# Your goal:
Quote the whole listing exactly. Leave the pictures out of your copy.

# Given data:
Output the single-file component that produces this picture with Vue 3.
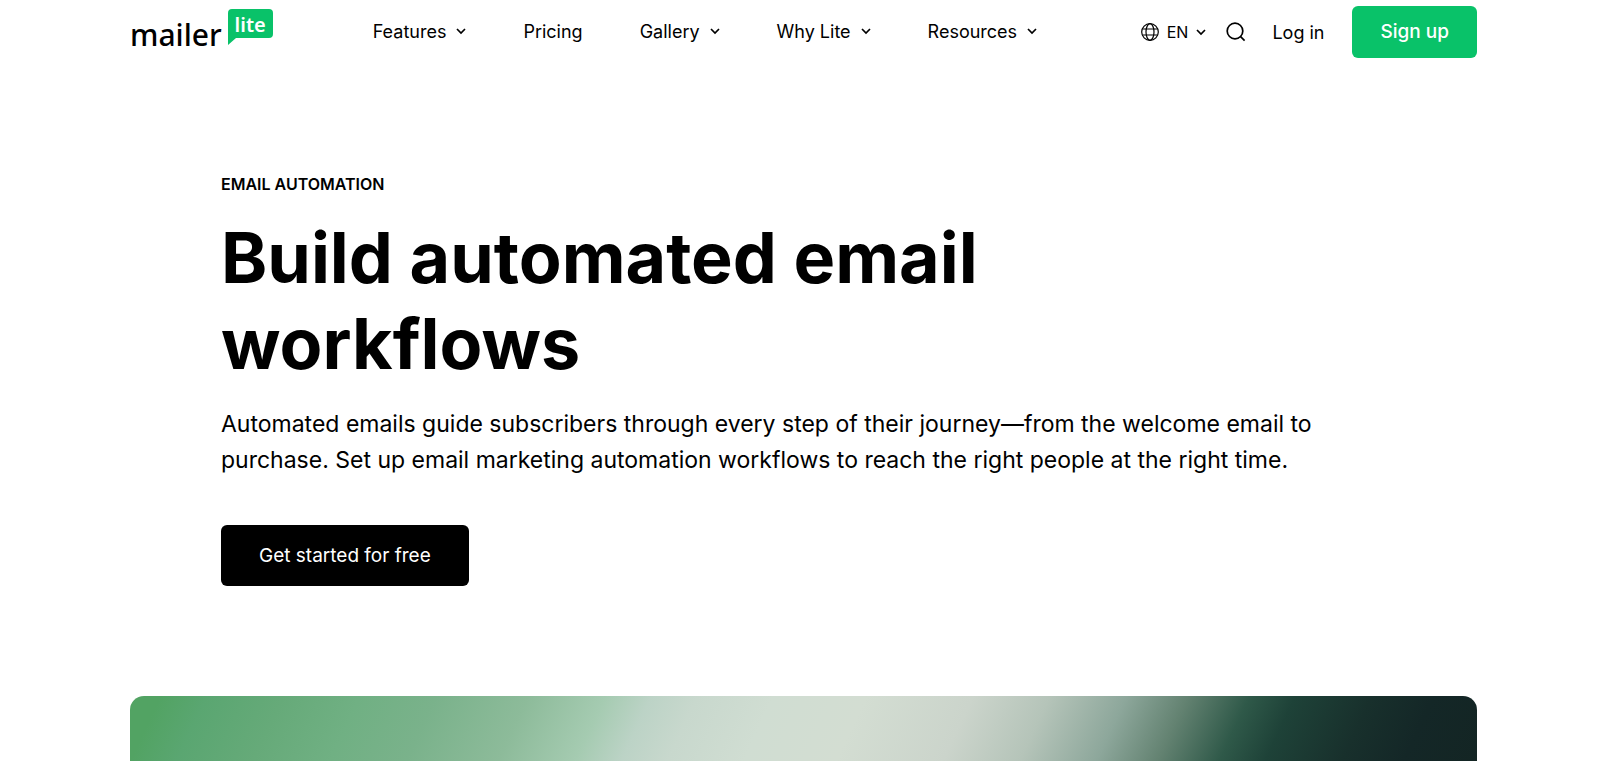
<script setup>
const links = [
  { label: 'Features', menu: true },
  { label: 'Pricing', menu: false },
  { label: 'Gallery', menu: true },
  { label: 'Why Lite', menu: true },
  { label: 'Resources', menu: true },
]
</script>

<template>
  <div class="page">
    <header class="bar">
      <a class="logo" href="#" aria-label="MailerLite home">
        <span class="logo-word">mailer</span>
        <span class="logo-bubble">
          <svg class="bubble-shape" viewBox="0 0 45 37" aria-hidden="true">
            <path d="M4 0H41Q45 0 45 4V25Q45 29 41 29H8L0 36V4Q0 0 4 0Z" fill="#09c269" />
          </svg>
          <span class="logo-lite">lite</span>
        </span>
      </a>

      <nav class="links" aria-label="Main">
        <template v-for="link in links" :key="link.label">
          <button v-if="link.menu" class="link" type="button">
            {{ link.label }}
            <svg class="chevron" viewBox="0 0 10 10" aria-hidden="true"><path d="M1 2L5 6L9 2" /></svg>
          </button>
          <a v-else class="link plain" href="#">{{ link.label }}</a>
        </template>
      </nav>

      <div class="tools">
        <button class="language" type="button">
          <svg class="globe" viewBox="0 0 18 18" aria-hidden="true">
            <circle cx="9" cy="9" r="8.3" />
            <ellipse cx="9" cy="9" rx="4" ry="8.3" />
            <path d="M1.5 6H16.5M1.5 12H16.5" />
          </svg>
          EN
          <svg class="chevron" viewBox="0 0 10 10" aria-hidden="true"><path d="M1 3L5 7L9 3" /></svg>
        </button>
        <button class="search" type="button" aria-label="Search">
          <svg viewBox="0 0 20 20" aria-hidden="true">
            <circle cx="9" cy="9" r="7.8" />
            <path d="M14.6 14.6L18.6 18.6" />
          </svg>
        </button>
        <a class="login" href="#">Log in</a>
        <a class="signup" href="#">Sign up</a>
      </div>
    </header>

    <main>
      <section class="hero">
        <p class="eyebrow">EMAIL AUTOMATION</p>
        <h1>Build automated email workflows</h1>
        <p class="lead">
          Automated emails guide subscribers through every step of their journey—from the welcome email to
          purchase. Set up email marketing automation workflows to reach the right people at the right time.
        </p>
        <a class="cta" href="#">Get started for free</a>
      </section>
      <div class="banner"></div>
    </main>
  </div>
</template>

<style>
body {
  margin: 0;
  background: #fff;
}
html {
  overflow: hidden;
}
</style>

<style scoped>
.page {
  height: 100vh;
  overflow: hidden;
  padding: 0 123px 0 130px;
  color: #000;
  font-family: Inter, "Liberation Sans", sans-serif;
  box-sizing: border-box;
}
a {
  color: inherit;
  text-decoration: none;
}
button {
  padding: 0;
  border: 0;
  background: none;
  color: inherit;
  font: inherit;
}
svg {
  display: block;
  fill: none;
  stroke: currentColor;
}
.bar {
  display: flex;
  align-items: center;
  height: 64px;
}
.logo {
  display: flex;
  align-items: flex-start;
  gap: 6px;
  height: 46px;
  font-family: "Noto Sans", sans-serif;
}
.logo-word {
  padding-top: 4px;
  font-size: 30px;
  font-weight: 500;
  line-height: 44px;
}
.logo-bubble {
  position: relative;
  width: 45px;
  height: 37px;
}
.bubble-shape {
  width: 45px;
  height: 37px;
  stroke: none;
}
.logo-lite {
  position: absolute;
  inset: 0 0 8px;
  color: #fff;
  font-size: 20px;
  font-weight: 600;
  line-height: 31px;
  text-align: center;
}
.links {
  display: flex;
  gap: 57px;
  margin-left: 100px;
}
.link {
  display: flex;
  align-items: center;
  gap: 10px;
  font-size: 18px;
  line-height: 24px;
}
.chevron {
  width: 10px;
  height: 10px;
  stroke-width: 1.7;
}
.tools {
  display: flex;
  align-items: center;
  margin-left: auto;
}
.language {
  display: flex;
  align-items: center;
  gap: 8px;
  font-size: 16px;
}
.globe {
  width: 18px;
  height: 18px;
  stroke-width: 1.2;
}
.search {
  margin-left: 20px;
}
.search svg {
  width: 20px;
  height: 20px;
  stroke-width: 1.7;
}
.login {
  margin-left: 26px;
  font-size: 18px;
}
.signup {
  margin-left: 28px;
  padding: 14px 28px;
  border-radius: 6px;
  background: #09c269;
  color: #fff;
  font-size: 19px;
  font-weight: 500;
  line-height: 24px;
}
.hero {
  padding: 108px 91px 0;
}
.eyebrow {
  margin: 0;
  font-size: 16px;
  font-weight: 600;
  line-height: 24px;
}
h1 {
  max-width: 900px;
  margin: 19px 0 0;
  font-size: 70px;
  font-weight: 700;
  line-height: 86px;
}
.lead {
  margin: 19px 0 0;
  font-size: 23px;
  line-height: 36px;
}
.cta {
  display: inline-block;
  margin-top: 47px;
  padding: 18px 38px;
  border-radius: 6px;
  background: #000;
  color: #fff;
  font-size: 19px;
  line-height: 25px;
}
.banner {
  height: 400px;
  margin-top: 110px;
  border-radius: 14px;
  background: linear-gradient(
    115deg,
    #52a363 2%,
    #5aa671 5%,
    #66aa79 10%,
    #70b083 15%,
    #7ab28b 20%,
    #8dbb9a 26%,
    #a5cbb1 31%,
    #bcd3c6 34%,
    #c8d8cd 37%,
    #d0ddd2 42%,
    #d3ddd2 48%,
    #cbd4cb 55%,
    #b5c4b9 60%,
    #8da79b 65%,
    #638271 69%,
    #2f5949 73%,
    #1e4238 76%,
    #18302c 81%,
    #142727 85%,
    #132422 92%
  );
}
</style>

# The answer:
Output the single-file component that produces this picture with Vue 3.
<script setup>
const links = [
  { label: 'Features', menu: true },
  { label: 'Pricing', menu: false },
  { label: 'Gallery', menu: true },
  { label: 'Why Lite', menu: true },
  { label: 'Resources', menu: true },
]
</script>

<template>
  <div class="page">
    <header class="bar">
      <a class="logo" href="#" aria-label="MailerLite home">
        <span class="logo-word">mailer</span>
        <span class="logo-bubble">
          <svg class="bubble-shape" viewBox="0 0 45 37" aria-hidden="true">
            <path d="M4 0H41Q45 0 45 4V25Q45 29 41 29H8L0 36V4Q0 0 4 0Z" fill="#09c269" />
          </svg>
          <span class="logo-lite">lite</span>
        </span>
      </a>

      <nav class="links" aria-label="Main">
        <template v-for="link in links" :key="link.label">
          <button v-if="link.menu" class="link" type="button">
            {{ link.label }}
            <svg class="chevron" viewBox="0 0 10 10" aria-hidden="true"><path d="M1 2L5 6L9 2" /></svg>
          </button>
          <a v-else class="link plain" href="#">{{ link.label }}</a>
        </template>
      </nav>

      <div class="tools">
        <button class="language" type="button">
          <svg class="globe" viewBox="0 0 18 18" aria-hidden="true">
            <circle cx="9" cy="9" r="8.3" />
            <ellipse cx="9" cy="9" rx="4" ry="8.3" />
            <path d="M1.5 6H16.5M1.5 12H16.5" />
          </svg>
          EN
          <svg class="chevron" viewBox="0 0 10 10" aria-hidden="true"><path d="M1 3L5 7L9 3" /></svg>
        </button>
        <button class="search" type="button" aria-label="Search">
          <svg viewBox="0 0 20 20" aria-hidden="true">
            <circle cx="9" cy="9" r="7.8" />
            <path d="M14.6 14.6L18.6 18.6" />
          </svg>
        </button>
        <a class="login" href="#">Log in</a>
        <a class="signup" href="#">Sign up</a>
      </div>
    </header>

    <main>
      <section class="hero">
        <p class="eyebrow">EMAIL AUTOMATION</p>
        <h1>Build automated email workflows</h1>
        <p class="lead">
          Automated emails guide subscribers through every step of their journey—from the welcome email to
          purchase. Set up email marketing automation workflows to reach the right people at the right time.
        </p>
        <a class="cta" href="#">Get started for free</a>
      </section>
      <div class="banner"></div>
    </main>
  </div>
</template>

<style>
body {
  margin: 0;
  background: #fff;
}
html {
  overflow: hidden;
}
</style>

<style scoped>
.page {
  height: 100vh;
  overflow: hidden;
  padding: 0 123px 0 130px;
  color: #000;
  font-family: Inter, "Liberation Sans", sans-serif;
  box-sizing: border-box;
}
a {
  color: inherit;
  text-decoration: none;
}
button {
  padding: 0;
  border: 0;
  background: none;
  color: inherit;
  font: inherit;
}
svg {
  display: block;
  fill: none;
  stroke: currentColor;
}
.bar {
  display: flex;
  align-items: center;
  height: 64px;
}
.logo {
  display: flex;
  align-items: flex-start;
  gap: 6px;
  height: 46px;
  font-family: "Noto Sans", sans-serif;
}
.logo-word {
  padding-top: 4px;
  font-size: 30px;
  font-weight: 500;
  line-height: 44px;
}
.logo-bubble {
  position: relative;
  width: 45px;
  height: 37px;
}
.bubble-shape {
  width: 45px;
  height: 37px;
  stroke: none;
}
.logo-lite {
  position: absolute;
  inset: 0 0 8px;
  color: #fff;
  font-size: 20px;
  font-weight: 600;
  line-height: 31px;
  text-align: center;
}
.links {
  display: flex;
  gap: 57px;
  margin-left: 100px;
}
.link {
  display: flex;
  align-items: center;
  gap: 10px;
  font-size: 18px;
  line-height: 24px;
}
.chevron {
  width: 10px;
  height: 10px;
  stroke-width: 1.7;
}
.tools {
  display: flex;
  align-items: center;
  margin-left: auto;
}
.language {
  display: flex;
  align-items: center;
  gap: 8px;
  font-size: 16px;
}
.globe {
  width: 18px;
  height: 18px;
  stroke-width: 1.2;
}
.search {
  margin-left: 20px;
}
.search svg {
  width: 20px;
  height: 20px;
  stroke-width: 1.7;
}
.login {
  margin-left: 26px;
  font-size: 18px;
}
.signup {
  margin-left: 28px;
  padding: 14px 28px;
  border-radius: 6px;
  background: #09c269;
  color: #fff;
  font-size: 19px;
  font-weight: 500;
  line-height: 24px;
}
.hero {
  padding: 108px 91px 0;
}
.eyebrow {
  margin: 0;
  font-size: 16px;
  font-weight: 600;
  line-height: 24px;
}
h1 {
  max-width: 900px;
  margin: 19px 0 0;
  font-size: 70px;
  font-weight: 700;
  line-height: 86px;
}
.lead {
  margin: 19px 0 0;
  font-size: 23px;
  line-height: 36px;
}
.cta {
  display: inline-block;
  margin-top: 47px;
  padding: 18px 38px;
  border-radius: 6px;
  background: #000;
  color: #fff;
  font-size: 19px;
  line-height: 25px;
}
.banner {
  height: 400px;
  margin-top: 110px;
  border-radius: 14px;
  background: linear-gradient(
    115deg,
    #52a363 2%,
    #5aa671 5%,
    #66aa79 10%,
    #70b083 15%,
    #7ab28b 20%,
    #8dbb9a 26%,
    #a5cbb1 31%,
    #bcd3c6 34%,
    #c8d8cd 37%,
    #d0ddd2 42%,
    #d3ddd2 48%,
    #cbd4cb 55%,
    #b5c4b9 60%,
    #8da79b 65%,
    #638271 69%,
    #2f5949 73%,
    #1e4238 76%,
    #18302c 81%,
    #142727 85%,
    #132422 92%
  );
}
</style>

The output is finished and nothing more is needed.